I’ve been exploring the use of the “followed by” operator (#=#) and initially thought it would help with coverage by preventing false positives. However, when testing the code with coverage statements, I found that both #=# and |=> give the same coverage results! Here’s my code and the corresponding coverage statements:
My understanding:
b |=> c: If b is not 1 at the clock edge, it passes vacuously and still hits coverage.
b #=# c: If b is not 1 at the clock edge, it fails and misses coverage.
* `b |=> c`: If `b` is not `1` at the clock edge, it passes vacuously and still hits coverage.
[Ben] Yes, the property b |=> c passes vacuously TRUE,
and true is true, regardless of its color.
Thus, it hits coverage
* `b #=# c`: If `b` is not `1` at the clock edge, it fails and misses coverage
[Ben] b #=# c is saying sequence "b" if followed by property c. If b==0, the sequence b is not a match, thus the property b #=# c` is false, and it misses coverage.
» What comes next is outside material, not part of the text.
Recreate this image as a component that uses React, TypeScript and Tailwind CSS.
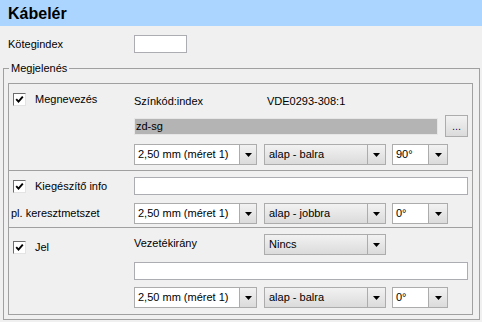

wow , thanks it works not with -coverage in run options
i have another question please
c_followed_by : cover property (seq_a #=# b)
$info (“\033[32m [%0t] c_followed_by pass”,$time); else
$info (“\033[32m [%0t] c_followed_by fail”,$time);
why can not i use else statement in cover statement as assertions?
i think it was assertion not coverage , please check the link EDA Playground , it give miss count for assertions only not coverage
coverage still got the same problem
the coverage won’t display the miss of followed by , that was my question
you have two variables fw and mp , both are 1 in the end of the simulation :)
functional coverage is a measure of what functionalities or features of a design have been exercised in simulation.
Those properties were true, and thus were covered.
What “miss” are you talking about?
By “miss” you mean failures?
cover directives can only pass, they never fail. If you need to know about failure, use assert. That gives you coverage that is passed, as well as notifying you when it fails.